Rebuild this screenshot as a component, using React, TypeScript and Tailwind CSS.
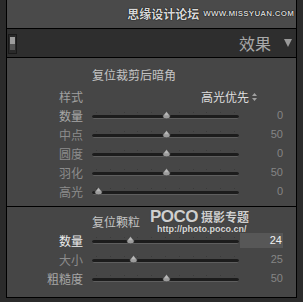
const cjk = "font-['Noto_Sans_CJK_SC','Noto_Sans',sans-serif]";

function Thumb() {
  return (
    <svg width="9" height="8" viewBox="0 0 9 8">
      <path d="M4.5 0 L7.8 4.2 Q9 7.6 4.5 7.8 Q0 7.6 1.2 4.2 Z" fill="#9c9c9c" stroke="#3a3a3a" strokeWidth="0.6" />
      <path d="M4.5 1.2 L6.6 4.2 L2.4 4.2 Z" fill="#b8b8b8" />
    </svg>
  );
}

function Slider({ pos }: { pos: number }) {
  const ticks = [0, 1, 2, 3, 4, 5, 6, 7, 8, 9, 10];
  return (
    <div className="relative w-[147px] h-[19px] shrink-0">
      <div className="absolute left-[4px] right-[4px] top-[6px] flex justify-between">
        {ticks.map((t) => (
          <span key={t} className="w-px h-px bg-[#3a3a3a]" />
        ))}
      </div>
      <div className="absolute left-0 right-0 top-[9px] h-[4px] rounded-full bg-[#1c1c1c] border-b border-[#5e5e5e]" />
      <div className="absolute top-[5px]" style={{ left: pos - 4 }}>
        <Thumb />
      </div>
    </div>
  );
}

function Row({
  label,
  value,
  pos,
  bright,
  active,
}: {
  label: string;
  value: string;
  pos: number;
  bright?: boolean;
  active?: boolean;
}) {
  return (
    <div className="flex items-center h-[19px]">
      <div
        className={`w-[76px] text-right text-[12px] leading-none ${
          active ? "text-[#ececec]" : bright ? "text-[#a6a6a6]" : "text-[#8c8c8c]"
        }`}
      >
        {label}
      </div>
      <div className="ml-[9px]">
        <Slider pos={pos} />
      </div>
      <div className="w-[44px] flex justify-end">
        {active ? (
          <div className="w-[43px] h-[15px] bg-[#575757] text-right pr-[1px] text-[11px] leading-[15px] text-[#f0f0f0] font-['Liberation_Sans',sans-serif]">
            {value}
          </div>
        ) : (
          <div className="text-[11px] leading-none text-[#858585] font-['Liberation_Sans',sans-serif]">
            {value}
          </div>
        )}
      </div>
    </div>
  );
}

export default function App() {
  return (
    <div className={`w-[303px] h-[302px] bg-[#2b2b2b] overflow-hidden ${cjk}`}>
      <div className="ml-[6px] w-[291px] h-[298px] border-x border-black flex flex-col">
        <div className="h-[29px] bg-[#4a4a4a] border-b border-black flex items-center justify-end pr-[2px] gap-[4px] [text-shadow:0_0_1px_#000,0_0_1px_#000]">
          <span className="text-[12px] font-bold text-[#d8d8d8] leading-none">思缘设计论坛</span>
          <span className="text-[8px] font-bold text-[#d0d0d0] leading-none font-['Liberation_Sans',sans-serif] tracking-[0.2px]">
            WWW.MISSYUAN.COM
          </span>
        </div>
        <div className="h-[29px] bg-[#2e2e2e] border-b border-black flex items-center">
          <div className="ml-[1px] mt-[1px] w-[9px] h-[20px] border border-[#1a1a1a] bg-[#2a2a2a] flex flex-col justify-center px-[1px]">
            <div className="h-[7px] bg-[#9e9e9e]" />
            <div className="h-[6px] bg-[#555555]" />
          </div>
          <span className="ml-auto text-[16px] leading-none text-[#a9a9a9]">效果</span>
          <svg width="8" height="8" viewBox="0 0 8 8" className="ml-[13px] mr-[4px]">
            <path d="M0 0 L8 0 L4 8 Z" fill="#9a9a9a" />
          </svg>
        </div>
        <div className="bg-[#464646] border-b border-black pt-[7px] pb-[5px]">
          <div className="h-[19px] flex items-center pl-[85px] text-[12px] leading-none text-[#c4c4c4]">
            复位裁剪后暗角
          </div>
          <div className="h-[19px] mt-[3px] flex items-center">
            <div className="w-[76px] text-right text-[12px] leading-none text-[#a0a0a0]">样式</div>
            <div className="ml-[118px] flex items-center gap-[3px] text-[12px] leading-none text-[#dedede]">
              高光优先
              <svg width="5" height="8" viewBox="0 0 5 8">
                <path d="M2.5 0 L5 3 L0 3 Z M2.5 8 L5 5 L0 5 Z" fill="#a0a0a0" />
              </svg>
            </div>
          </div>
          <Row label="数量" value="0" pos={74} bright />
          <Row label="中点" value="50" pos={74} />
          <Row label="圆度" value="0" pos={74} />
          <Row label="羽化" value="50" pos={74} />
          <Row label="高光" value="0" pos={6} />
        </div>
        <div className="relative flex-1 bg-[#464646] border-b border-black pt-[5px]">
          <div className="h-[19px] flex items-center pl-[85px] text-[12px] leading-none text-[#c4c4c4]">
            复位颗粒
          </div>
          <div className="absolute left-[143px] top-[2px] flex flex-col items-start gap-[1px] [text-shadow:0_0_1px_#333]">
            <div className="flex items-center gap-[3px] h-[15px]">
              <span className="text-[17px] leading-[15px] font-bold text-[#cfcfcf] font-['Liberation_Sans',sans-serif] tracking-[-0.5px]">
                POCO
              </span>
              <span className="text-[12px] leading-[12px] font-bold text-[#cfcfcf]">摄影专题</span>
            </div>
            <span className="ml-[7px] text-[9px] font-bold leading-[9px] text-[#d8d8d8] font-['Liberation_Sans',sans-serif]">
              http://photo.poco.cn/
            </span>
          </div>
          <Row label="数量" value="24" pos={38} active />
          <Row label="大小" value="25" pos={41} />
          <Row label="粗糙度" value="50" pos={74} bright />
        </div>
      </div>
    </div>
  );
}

## Exercise brief
Each line of the data is to be duplicated exactly; pictures stay out of the copy.

## Solution to the problem
Rebuild this screenshot as a component, using React, TypeScript and Tailwind CSS.
const cjk = "font-['Noto_Sans_CJK_SC','Noto_Sans',sans-serif]";

function Thumb() {
  return (
    <svg width="9" height="8" viewBox="0 0 9 8">
      <path d="M4.5 0 L7.8 4.2 Q9 7.6 4.5 7.8 Q0 7.6 1.2 4.2 Z" fill="#9c9c9c" stroke="#3a3a3a" strokeWidth="0.6" />
      <path d="M4.5 1.2 L6.6 4.2 L2.4 4.2 Z" fill="#b8b8b8" />
    </svg>
  );
}

function Slider({ pos }: { pos: number }) {
  const ticks = [0, 1, 2, 3, 4, 5, 6, 7, 8, 9, 10];
  return (
    <div className="relative w-[147px] h-[19px] shrink-0">
      <div className="absolute left-[4px] right-[4px] top-[6px] flex justify-between">
        {ticks.map((t) => (
          <span key={t} className="w-px h-px bg-[#3a3a3a]" />
        ))}
      </div>
      <div className="absolute left-0 right-0 top-[9px] h-[4px] rounded-full bg-[#1c1c1c] border-b border-[#5e5e5e]" />
      <div className="absolute top-[5px]" style={{ left: pos - 4 }}>
        <Thumb />
      </div>
    </div>
  );
}

function Row({
  label,
  value,
  pos,
  bright,
  active,
}: {
  label: string;
  value: string;
  pos: number;
  bright?: boolean;
  active?: boolean;
}) {
  return (
    <div className="flex items-center h-[19px]">
      <div
        className={`w-[76px] text-right text-[12px] leading-none ${
          active ? "text-[#ececec]" : bright ? "text-[#a6a6a6]" : "text-[#8c8c8c]"
        }`}
      >
        {label}
      </div>
      <div className="ml-[9px]">
        <Slider pos={pos} />
      </div>
      <div className="w-[44px] flex justify-end">
        {active ? (
          <div className="w-[43px] h-[15px] bg-[#575757] text-right pr-[1px] text-[11px] leading-[15px] text-[#f0f0f0] font-['Liberation_Sans',sans-serif]">
            {value}
          </div>
        ) : (
          <div className="text-[11px] leading-none text-[#858585] font-['Liberation_Sans',sans-serif]">
            {value}
          </div>
        )}
      </div>
    </div>
  );
}

export default function App() {
  return (
    <div className={`w-[303px] h-[302px] bg-[#2b2b2b] overflow-hidden ${cjk}`}>
      <div className="ml-[6px] w-[291px] h-[298px] border-x border-black flex flex-col">
        <div className="h-[29px] bg-[#4a4a4a] border-b border-black flex items-center justify-end pr-[2px] gap-[4px] [text-shadow:0_0_1px_#000,0_0_1px_#000]">
          <span className="text-[12px] font-bold text-[#d8d8d8] leading-none">思缘设计论坛</span>
          <span className="text-[8px] font-bold text-[#d0d0d0] leading-none font-['Liberation_Sans',sans-serif] tracking-[0.2px]">
            WWW.MISSYUAN.COM
          </span>
        </div>
        <div className="h-[29px] bg-[#2e2e2e] border-b border-black flex items-center">
          <div className="ml-[1px] mt-[1px] w-[9px] h-[20px] border border-[#1a1a1a] bg-[#2a2a2a] flex flex-col justify-center px-[1px]">
            <div className="h-[7px] bg-[#9e9e9e]" />
            <div className="h-[6px] bg-[#555555]" />
          </div>
          <span className="ml-auto text-[16px] leading-none text-[#a9a9a9]">效果</span>
          <svg width="8" height="8" viewBox="0 0 8 8" className="ml-[13px] mr-[4px]">
            <path d="M0 0 L8 0 L4 8 Z" fill="#9a9a9a" />
          </svg>
        </div>
        <div className="bg-[#464646] border-b border-black pt-[7px] pb-[5px]">
          <div className="h-[19px] flex items-center pl-[85px] text-[12px] leading-none text-[#c4c4c4]">
            复位裁剪后暗角
          </div>
          <div className="h-[19px] mt-[3px] flex items-center">
            <div className="w-[76px] text-right text-[12px] leading-none text-[#a0a0a0]">样式</div>
            <div className="ml-[118px] flex items-center gap-[3px] text-[12px] leading-none text-[#dedede]">
              高光优先
              <svg width="5" height="8" viewBox="0 0 5 8">
                <path d="M2.5 0 L5 3 L0 3 Z M2.5 8 L5 5 L0 5 Z" fill="#a0a0a0" />
              </svg>
            </div>
          </div>
          <Row label="数量" value="0" pos={74} bright />
          <Row label="中点" value="50" pos={74} />
          <Row label="圆度" value="0" pos={74} />
          <Row label="羽化" value="50" pos={74} />
          <Row label="高光" value="0" pos={6} />
        </div>
        <div className="relative flex-1 bg-[#464646] border-b border-black pt-[5px]">
          <div className="h-[19px] flex items-center pl-[85px] text-[12px] leading-none text-[#c4c4c4]">
            复位颗粒
          </div>
          <div className="absolute left-[143px] top-[2px] flex flex-col items-start gap-[1px] [text-shadow:0_0_1px_#333]">
            <div className="flex items-center gap-[3px] h-[15px]">
              <span className="text-[17px] leading-[15px] font-bold text-[#cfcfcf] font-['Liberation_Sans',sans-serif] tracking-[-0.5px]">
                POCO
              </span>
              <span className="text-[12px] leading-[12px] font-bold text-[#cfcfcf]">摄影专题</span>
            </div>
            <span className="ml-[7px] text-[9px] font-bold leading-[9px] text-[#d8d8d8] font-['Liberation_Sans',sans-serif]">
              http://photo.poco.cn/
            </span>
          </div>
          <Row label="数量" value="24" pos={38} active />
          <Row label="大小" value="25" pos={41} />
          <Row label="粗糙度" value="50" pos={74} bright />
        </div>
      </div>
    </div>
  );
}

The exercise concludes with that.